As Steph Gray says in Cui bono? The problem with opening up data:
Here’s my thought: open data needs a new breed of data gardeners – not necessarily civil servants, but people who know data, what it means and how to use it, and have a role like the editors of Wikipedia or the mods of a busy forum in keeping it clean and useful for the rest of us. … Support them with some data groundsmen with heavy-lifting tools and technical skills to organise, format, publish and protect large datasets.
So with all that in mind, is the Guardian DataStore adding value to the data in the data store in an accessibility sense by reducing the need for data mungers to have to process the data so that it can be used in a plug’n’play way by the statisticians and the data visualisers, whether they’re professionals, amateurs or good old Jo Public?
As a way in to this question, let’s look at the various HE datasets. The Guardian has published several of these:
Before we look at the data, though, let’s look at the URIs to see if the architecture of the site makes it easy to discover potentially related datasets. (Finding data is another of the skill related to the black arts of the data mungers, I think?!;-)
The URI for the metapage that hosts a link to the RAE/research data blog post is:
and links to the teaching related posts is:
Going back up the common path to http://www.guardian.co.uk/news/datablog+education/ we get…. a 404 :-(
Hmmm… So how come the datablog+education page doesn’t link down to the HE collection pages, as wll as the schools data blog pages (e.g. these are both valid:
– http://www.guardian.co.uk/news/datablog+education/school-tables and
and might naturally be expected to be linked to from:
Looking back to the HE teaching related datasets, we see they are both listed on the http://www.guardian.co.uk/news/datablog+education/higher-education page.
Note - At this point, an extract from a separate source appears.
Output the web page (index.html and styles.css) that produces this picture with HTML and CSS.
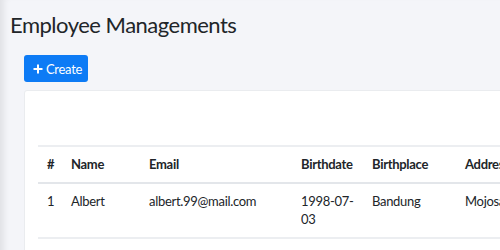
FILE: index.html
```html
<!DOCTYPE html>
<html lang="en">
<head>
    <meta charset="UTF-8">
    <title>Employee Managements</title>
    <link rel="stylesheet" href="styles.css">
</head>
<body>

<div class="main">
    <h1 class="page-title">Employee Managements</h1>

    <div class="content">
        <button class="btn-create" type="button">
            <svg width="10" height="10" viewBox="0 0 10 10"><path d="M5 0.5v9M0.5 5h9" stroke="#fff" stroke-width="2"/></svg>
            Create
        </button>

        <div class="card">
            <table class="emp-table">
                <thead>
                    <tr>
                        <th class="col-no">#</th>
                        <th class="col-name">Name</th>
                        <th class="col-email">Email</th>
                        <th class="col-bdate">Birthdate</th>
                        <th class="col-bplace">Birthplace</th>
                        <th class="col-addr">Address</th>
                    </tr>
                </thead>
                <tbody>
                    <tr>
                        <td>1</td>
                        <td>Albert</td>
                        <td>albert.99@mail.com</td>
                        <td>1998-07-03</td>
                        <td>Bandung</td>
                        <td>Mojosari Bekonang</td>
                    </tr>
                </tbody>
            </table>
        </div>
    </div>
</div>

</body>
</html>
```

FILE: styles.css
```css
html, body {
    margin: 0;
    height: 100%;
    overflow: hidden;
}
body {
    font-family: 'Lato', 'Noto Sans', sans-serif;
    background: #f4f5f9;
    color: #212529;
}
.main {
    min-height: 100%;
    padding-left: 10px;
    box-shadow: inset 8px 0 6px -4px rgba(0,0,0,0.08);
}
.page-title {
    margin: 0;
    padding-top: 10px;
    font-size: 22px;
    letter-spacing: -0.5px;
    font-weight: 400;
    line-height: 30px;
}
.content {
    padding-left: 14px;
    margin-top: 15px;
}
.btn-create {
    display: flex;
    align-items: center;
    gap: 3px;
    height: 27px;
    width: 64px;
    padding: 0 0 0 9px;
    border: none;
    border-radius: 3px;
    background: #0d7bf5;
    color: #fff;
    font-family: inherit;
    font-size: 13px;
    letter-spacing: -0.3px;
    cursor: pointer;
}
.card {
    margin-top: 8px;
    width: 700px;
    background: #fff;
    border: 1px solid #eaecef;
    border-radius: 3px;
    padding: 54px 13px 20px;
}
.emp-table {
    width: 100%;
    table-layout: fixed;
    border-collapse: collapse;
    font-size: 13px;
    letter-spacing: -0.3px;
    line-height: 18px;
    text-align: left;
}
.emp-table th, .emp-table td {
    box-sizing: border-box;
    padding: 8px 9px 9px;
    vertical-align: top;
    border-top: 2px solid #eceef1;
}
.emp-table th {
    font-weight: 700;
    border-bottom: 2px solid #e3e6ea;
}
.emp-table tbody td {
    border-bottom: 2px solid #eceef1;
}
.col-no { width: 24px; }
.col-name { width: 78px; }
.col-email { width: 152px; }
.col-bdate { width: 71px; }
.col-bplace { width: 93px; }
```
So might we then expect them to be ‘compatible’ datasets in some sense?
That is, do the HE data sets share common values, for instance in the way the HEIs are named?
If we generate a couple of queries on to the university satisfaction tables and the dropout tables (maybe trying to look for correlations between drop out rate and student satisfaction) by pulling the results from different queries on those tables in to a data grid within a Google spreadsheet (cf. the approach taken in Using Google Spreadsheets and Viz API Queries to Roll Your Own Data Rich Version of Google Squared on Steroids (Almost…)), what do we gt?
Here’s a search for “Leeds”, for example:
One table contains items:
– Leeds Trinity & All Saints
– Leeds Met
and the other contains:
– Leeds College of Music
– The University of Leeds
– Leeds Metropolitan University
– Leeds Trinity and All Saints
So already, even with quite a young datastore, we have an issue with data quality. In Data Driven: Profiting from Your Most Important Business Asset, Thomas Redman identifies “seven common data quality issues) which include the related problems of too much data (i.e. multiple copies of the same data in different places – that is, redundancy) and data inconsistency across sources (not a problem the datastore suffers from – yet?) and poor data definition (p41 -preview available on Google books?).
This latter issue, poor data definition, is evident in the naming of the HEI institutions above: I can’t simply import the overall tables and dropout tables into DabbleDB and let it magically create a combined table based on common (i.e. canonical) HEI names (using the approach described in Mash/Combining Data from Three Separate Sources Using Dabble DB), for example) because the HEIs don’t have common names.
So what does Redmond have to say about this (p.55)?
– Find and fix errors
– Prevent them at their source [in this case, the error is inconsistency and could have been prevented by using a common HEI naming scheme, OR providing another unique identifier that could act as a key across multiple data tables; but name is easier – because name is what people are likely to search by…).
(See also Redmond’s “Hierarchy of Data and Information Needs”, (p. 58), which identifies the need for consistency across sources.)
Note that we have a problem though – the datastore curators can’t change the names in the current spreadsheets, because people may already be using them and keying on the current name format. We shouldn’t create another spreadsheet containing the same data because that causes duplication/redundancy? So what would be the best approach? Answers on the back of a postcard to, err, the Guardian datastore, I guess?!;-)
So is it the Guardian’s job to be curating this data, or tending it as one of Steph’s data gardeners/groundsmen might? If they want it to be a serious resource, then I would say so. But if it’s just a toy? Well, who cares…?
PS Just in passing, what other value might the DataStore add to spreadsheets to make them more amenable to “mashups”? For data like the university data, providing geo-data might be interesting (even at the crude level of just providing a single geographical co-ordinate for the central location of the institution). If I could easily get geo-data for the HEIs, and combine it with the satisfaction tables or dropout rates, it would be trivial to generate map based views of the data.
PPS one other gripe I have with the Guardian datablog, where many of the datastore data sets are announced, is that the links are misleading:
Now call me naive, but I’d expect those DATA links to point to spreadsheets, as indeed the first two do, but the third points to another blog post and so I’ve lost trust in being able to use those DATA links (e.g. in a screenscraper) as a direct pointer to a spreadsheet.